The core byte budget is simple:

bytes_per_token = num_layers × ple_dim × bits_per_value / 8

For a 30-layer model, that gives you:

ple_dim	INT4 bytes/token	INT8 bytes/token
128	1,920	3,840
256	3,840	7,680
512	7,680	15,360

Even the 256-dim INT4 case is only about 3.8 KB per token, which is why this idea stopped sounding insane to me once I ran the numbers. If someone had told me "we're streaming 80 MB of token-specific weights from disk every step," I'd have said no chance. But 4 KB per token is a completely different sentence. It's small enough that storage bandwidth and OS caching stop sounding like science fiction and start sounding like ordinary systems engineering.

what I would test next if I kept pushing this

If I were extending this beyond the tiny laptop proof, I'd do four things:

Scale the same experiment to a stronger small baseline
- something in the 100M to 500M range
- keep the matched-VRAM comparison honest
Quantize the disk tables harder
- the proof here used fp16 on disk for simplicity
- the real deployment story wants INT8 or INT4
Batch the disk lookups properly
- my reference code is intentionally simple
- a production path should avoid Python loops and gather rows in bigger chunks
Measure end-to-end generation throughput, not just forward latency
- especially once KV cache and real sequence growth enter the picture

That's where this gets serious. The interesting question isn't "does the toy demo work?" anymore.

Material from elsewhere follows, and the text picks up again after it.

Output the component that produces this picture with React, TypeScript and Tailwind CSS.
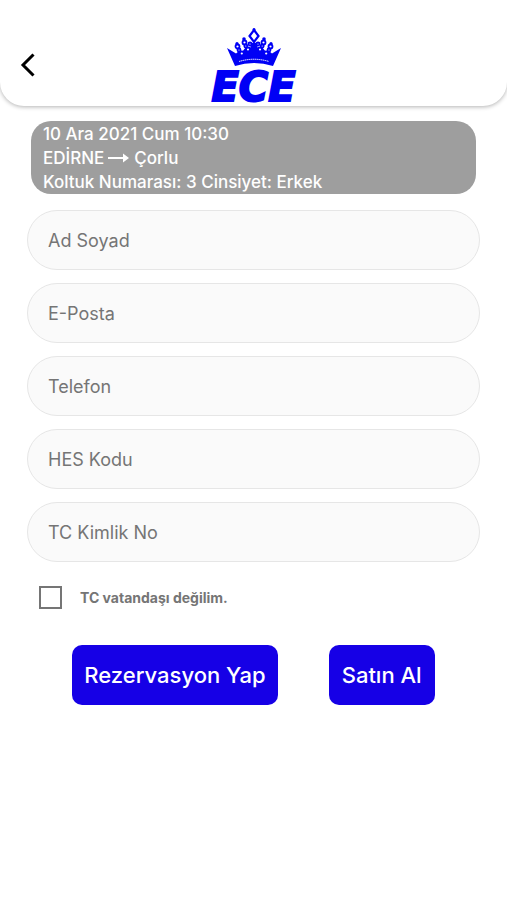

It's "where is the crossover point where extra streamed capacity actually beats just making the dense model fatter?"

my actual conclusion after all the side quests

After all the side quests, my actual conclusion is narrow but solid:

Retrofit PLE isn't convincing enough to validate the architecture on its own.
embed_offload is useful, but it isn't PLE.
From-scratch PLE really does buy better quality at matched VRAM, at least in this small reproduction.

That's enough for me to take the idea seriously, not as universal hype but as a genuine architectural bet about where token knowledge should live in a transformer.